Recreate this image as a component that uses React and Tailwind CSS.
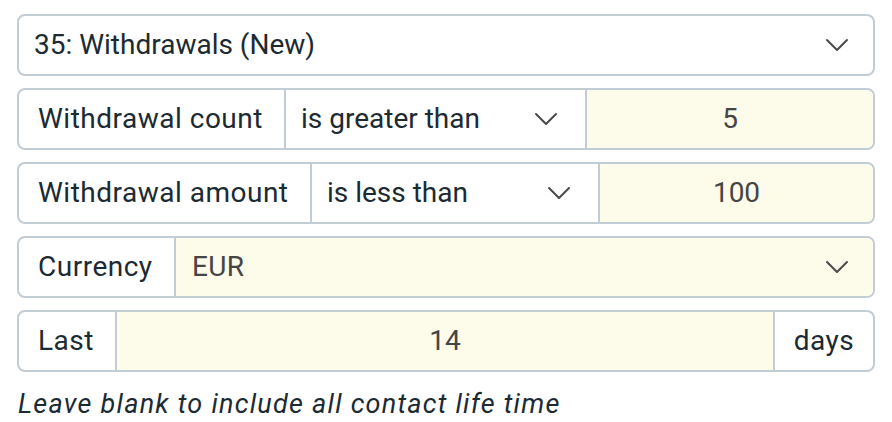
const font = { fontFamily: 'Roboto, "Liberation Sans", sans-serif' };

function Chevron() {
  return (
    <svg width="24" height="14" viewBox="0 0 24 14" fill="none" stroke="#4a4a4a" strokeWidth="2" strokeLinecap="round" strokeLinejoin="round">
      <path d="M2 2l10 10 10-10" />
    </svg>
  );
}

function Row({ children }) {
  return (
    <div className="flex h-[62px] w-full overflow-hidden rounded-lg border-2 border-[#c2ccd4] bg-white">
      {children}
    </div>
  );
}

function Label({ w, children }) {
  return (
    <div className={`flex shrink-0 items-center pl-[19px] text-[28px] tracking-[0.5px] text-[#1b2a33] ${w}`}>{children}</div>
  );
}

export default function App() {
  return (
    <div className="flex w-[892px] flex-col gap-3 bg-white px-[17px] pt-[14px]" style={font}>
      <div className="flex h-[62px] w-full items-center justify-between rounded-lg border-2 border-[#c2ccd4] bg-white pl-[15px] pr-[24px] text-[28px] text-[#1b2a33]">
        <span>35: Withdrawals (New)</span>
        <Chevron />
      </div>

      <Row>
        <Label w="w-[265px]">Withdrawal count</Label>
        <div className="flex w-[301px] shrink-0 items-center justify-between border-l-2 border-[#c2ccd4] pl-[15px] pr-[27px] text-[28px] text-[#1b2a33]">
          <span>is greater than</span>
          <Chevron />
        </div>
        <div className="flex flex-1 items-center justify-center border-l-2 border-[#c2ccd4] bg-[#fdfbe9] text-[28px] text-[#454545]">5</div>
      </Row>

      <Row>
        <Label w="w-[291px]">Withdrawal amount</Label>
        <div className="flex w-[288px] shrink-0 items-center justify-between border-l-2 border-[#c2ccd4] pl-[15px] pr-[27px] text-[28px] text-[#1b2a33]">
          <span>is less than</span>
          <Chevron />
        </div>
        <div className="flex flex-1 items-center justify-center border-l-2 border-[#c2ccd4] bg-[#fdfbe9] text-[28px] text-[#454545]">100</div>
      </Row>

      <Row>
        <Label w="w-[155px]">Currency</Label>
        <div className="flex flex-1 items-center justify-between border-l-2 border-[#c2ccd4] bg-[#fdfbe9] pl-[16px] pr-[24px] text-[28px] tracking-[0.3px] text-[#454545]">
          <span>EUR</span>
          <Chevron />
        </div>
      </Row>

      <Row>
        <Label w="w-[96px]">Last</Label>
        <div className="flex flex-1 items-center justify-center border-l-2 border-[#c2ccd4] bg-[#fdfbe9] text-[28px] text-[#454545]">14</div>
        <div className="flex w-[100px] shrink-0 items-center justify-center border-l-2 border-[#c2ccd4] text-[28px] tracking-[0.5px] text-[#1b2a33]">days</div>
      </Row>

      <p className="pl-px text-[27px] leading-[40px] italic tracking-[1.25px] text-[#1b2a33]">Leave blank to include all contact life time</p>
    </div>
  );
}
● ● ●
Brief:
Without the pictures, copy the material exactly as given.

Answer to this exercise:
Recreate this image as a component that uses React and Tailwind CSS.
const font = { fontFamily: 'Roboto, "Liberation Sans", sans-serif' };

function Chevron() {
  return (
    <svg width="24" height="14" viewBox="0 0 24 14" fill="none" stroke="#4a4a4a" strokeWidth="2" strokeLinecap="round" strokeLinejoin="round">
      <path d="M2 2l10 10 10-10" />
    </svg>
  );
}

function Row({ children }) {
  return (
    <div className="flex h-[62px] w-full overflow-hidden rounded-lg border-2 border-[#c2ccd4] bg-white">
      {children}
    </div>
  );
}

function Label({ w, children }) {
  return (
    <div className={`flex shrink-0 items-center pl-[19px] text-[28px] tracking-[0.5px] text-[#1b2a33] ${w}`}>{children}</div>
  );
}

export default function App() {
  return (
    <div className="flex w-[892px] flex-col gap-3 bg-white px-[17px] pt-[14px]" style={font}>
      <div className="flex h-[62px] w-full items-center justify-between rounded-lg border-2 border-[#c2ccd4] bg-white pl-[15px] pr-[24px] text-[28px] text-[#1b2a33]">
        <span>35: Withdrawals (New)</span>
        <Chevron />
      </div>

      <Row>
        <Label w="w-[265px]">Withdrawal count</Label>
        <div className="flex w-[301px] shrink-0 items-center justify-between border-l-2 border-[#c2ccd4] pl-[15px] pr-[27px] text-[28px] text-[#1b2a33]">
          <span>is greater than</span>
          <Chevron />
        </div>
        <div className="flex flex-1 items-center justify-center border-l-2 border-[#c2ccd4] bg-[#fdfbe9] text-[28px] text-[#454545]">5</div>
      </Row>

      <Row>
        <Label w="w-[291px]">Withdrawal amount</Label>
        <div className="flex w-[288px] shrink-0 items-center justify-between border-l-2 border-[#c2ccd4] pl-[15px] pr-[27px] text-[28px] text-[#1b2a33]">
          <span>is less than</span>
          <Chevron />
        </div>
        <div className="flex flex-1 items-center justify-center border-l-2 border-[#c2ccd4] bg-[#fdfbe9] text-[28px] text-[#454545]">100</div>
      </Row>

      <Row>
        <Label w="w-[155px]">Currency</Label>
        <div className="flex flex-1 items-center justify-between border-l-2 border-[#c2ccd4] bg-[#fdfbe9] pl-[16px] pr-[24px] text-[28px] tracking-[0.3px] text-[#454545]">
          <span>EUR</span>
          <Chevron />
        </div>
      </Row>

      <Row>
        <Label w="w-[96px]">Last</Label>
        <div className="flex flex-1 items-center justify-center border-l-2 border-[#c2ccd4] bg-[#fdfbe9] text-[28px] text-[#454545]">14</div>
        <div className="flex w-[100px] shrink-0 items-center justify-center border-l-2 border-[#c2ccd4] text-[28px] tracking-[0.5px] text-[#1b2a33]">days</div>
      </Row>

      <p className="pl-px text-[27px] leading-[40px] italic tracking-[1.25px] text-[#1b2a33]">Leave blank to include all contact life time</p>
    </div>
  );
}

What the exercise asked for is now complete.